CV = (sd(Age)/mean(Age))*100
CV
## [1] 17.56537
Now the reader may be interested in computing the average age of boys and girls separately. we shall compute mean age of students gender wise by subsetting the data frame ‘Students’ in two dataframe namely ‘Boys’ and ‘Girls’
For this let sub set the data for boys and girls using the subsetfunction.
Boys=subset(Students,Gender=="boy", select =c(Name,Age)) # note that == sign is used to indicate equal to in R.
Boys
## Name Age
## 1 ram 25
## 2 hari 18
## 5 bir 20
## 6 shyam 31
## 7 laxman 28
## 9 ramesh 22
Girls= subset(Students,Gender=="girl",select = c(Name,Age))
Girls
## Name Age
## 3 sita 25
## 4 geeta 20
## 8 neelam 25
After subsetting for boys and girls, now we can compute their average ages separately.
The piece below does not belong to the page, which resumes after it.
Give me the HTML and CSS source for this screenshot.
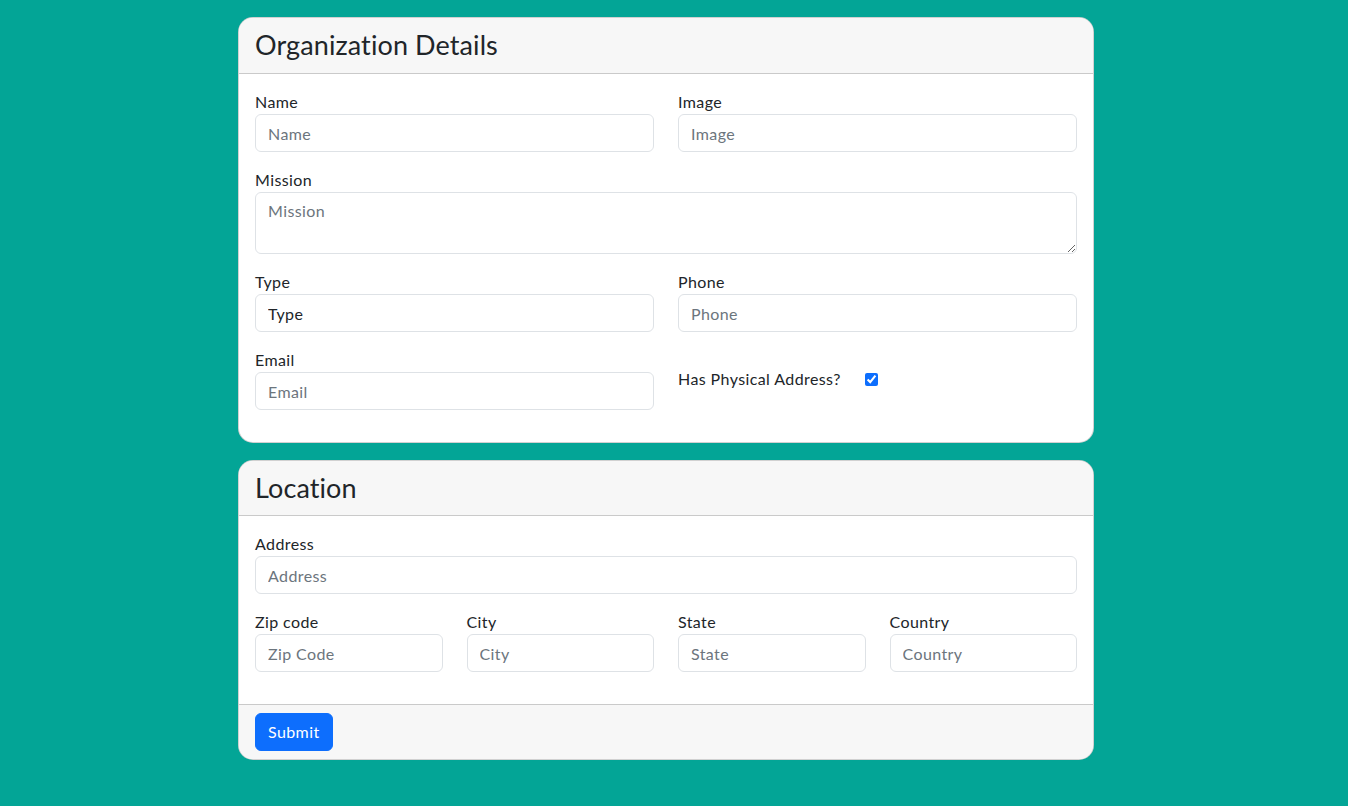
FILE: index.html
```html
<!DOCTYPE html>
<html lang="en">
<head>
<meta charset="utf-8">
<title>Organization Details</title>
<link rel="stylesheet" href="styles.css">
</head>
<body>
<div class="page">
  <form class="container">
    <section class="card">
      <header class="card-header"><h3 class="card-title">Organization Details</h3></header>
      <div class="card-body">
        <div class="row cols-2">
          <div class="field">
            <label class="label" for="name">Name</label>
            <input class="input" id="name" type="text" placeholder="Name">
          </div>
          <div class="field">
            <label class="label" for="image">Image</label>
            <input class="input" id="image" type="text" placeholder="Image">
          </div>
        </div>
        <div class="field">
          <label class="label" for="mission">Mission</label>
          <textarea class="input textarea" id="mission" placeholder="Mission"></textarea>
        </div>
        <div class="row cols-2">
          <div class="field">
            <label class="label" for="type">Type</label>
            <input class="input" id="type" type="text" value="Type">
          </div>
          <div class="field">
            <label class="label" for="phone">Phone</label>
            <input class="input" id="phone" type="text" placeholder="Phone">
          </div>
        </div>
        <div class="row cols-2">
          <div class="field">
            <label class="label" for="email">Email</label>
            <input class="input" id="email" type="email" placeholder="Email">
          </div>
          <div class="field check-field">
            <label class="label check-label" for="physical">Has Physical Address?</label>
            <input class="checkbox" id="physical" type="checkbox" checked>
          </div>
        </div>
      </div>
    </section>

    <section class="card card-second">
      <header class="card-header"><h3 class="card-title">Location</h3></header>
      <div class="card-body">
        <div class="field">
          <label class="label" for="address">Address</label>
          <input class="input" id="address" type="text" placeholder="Address">
        </div>
        <div class="row cols-4">
          <div class="field">
            <label class="label" for="zip">Zip code</label>
            <input class="input" id="zip" type="text" placeholder="Zip Code">
          </div>
          <div class="field">
            <label class="label" for="city">City</label>
            <input class="input" id="city" type="text" placeholder="City">
          </div>
          <div class="field">
            <label class="label" for="state">State</label>
            <input class="input" id="state" type="text" placeholder="State">
          </div>
          <div class="field">
            <label class="label" for="country">Country</label>
            <input class="input" id="country" type="text" placeholder="Country">
          </div>
        </div>
      </div>
      <footer class="card-footer">
        <button class="btn" type="submit">Submit</button>
      </footer>
    </section>
  </form>
</div>
</body>
</html>
```

FILE: styles.css
```css
* { box-sizing: border-box; }

html, body {
  margin: 0;
  padding: 0;
}

body {
  background: #03a596;
  font-family: Lato, "Noto Sans", sans-serif;
  font-size: 16px;
  line-height: 1.5;
  letter-spacing: 0.4px;
  color: #212529;
  min-height: 806px;
}

.page {
  width: 1332px;
  padding-top: 17px;
}

.container {
  width: 856px;
  margin: 0 auto;
}

.card {
  background: #fff;
  border: 1px solid rgba(0, 0, 0, 0.18);
  border-radius: 15px;
  overflow: hidden;
}

.card-second {
  margin-top: 17px;
}

.card-header {
  background: #f7f7f7;
  border-bottom: 1px solid rgba(0, 0, 0, 0.18);
  height: 56px;
  padding: 0 16px;
  display: flex;
  align-items: center;
}

.card-second .card-header {
  height: 55px;
}

.card-title {
  margin: 0;
  font-size: 27px;
  font-weight: 400;
  line-height: 1.2;
  letter-spacing: 0.1px;
  color: #212529;
}

.card-body {
  padding: 16px;
}

.row {
  display: grid;
  column-gap: 24px;
}

.cols-2 { grid-template-columns: 1fr 1fr; }
.cols-4 { grid-template-columns: 1fr 1fr 1fr 1fr; }

.field {
  margin-bottom: 16px;
  display: flex;
  flex-direction: column;
}

.label {
  display: block;
  font-size: 16px;
  line-height: 24px;
  color: #212529;
}

.input {
  display: block;
  width: 100%;
  height: 38px;
  padding: 6px 12px;
  font-family: inherit;
  font-size: 16px;
  line-height: 24px;
  letter-spacing: 0.4px;
  color: #212529;
  background: #fff;
  border: 1px solid #dee2e6;
  border-radius: 6px;
  outline: none;
}

.input::placeholder {
  color: #6c757d;
  opacity: 1;
}

.textarea {
  height: 62px;
  resize: vertical;
}

.check-field {
  flex-direction: row;
  align-items: center;
  align-self: start;
  padding-top: 19px;
}

.check-label {
  margin-right: 24px;
}

.checkbox {
  width: 13px;
  height: 13px;
  margin: 0;
  accent-color: #0d6efd;
}

.card-footer {
  background: #f7f7f7;
  border-top: 1px solid rgba(0, 0, 0, 0.18);
  padding: 8px 16px;
}

.btn {
  display: inline-block;
  font-family: inherit;
  font-size: 16px;
  line-height: 24px;
  letter-spacing: 0.4px;
  padding: 6px 12px;
  color: #fff;
  background: #0d6efd;
  border: 1px solid #0d6efd;
  border-radius: 6px;
  cursor: pointer;
}
```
Let us compute average of boys and girls respectively.
mean(Boys$Age) # note $ sign is used to fix the variable Age in the dataframe Boys.
## [1] 24
mean(Girls$Age)
## [1] 23.33333
The above result shows that the average age of boys was found to be 24 years and that of girls was found to be 23.3333333years. Similarly learner can go on practising with their data set. It should be noted that in R programming you will later notice different alternative functions for a given operation.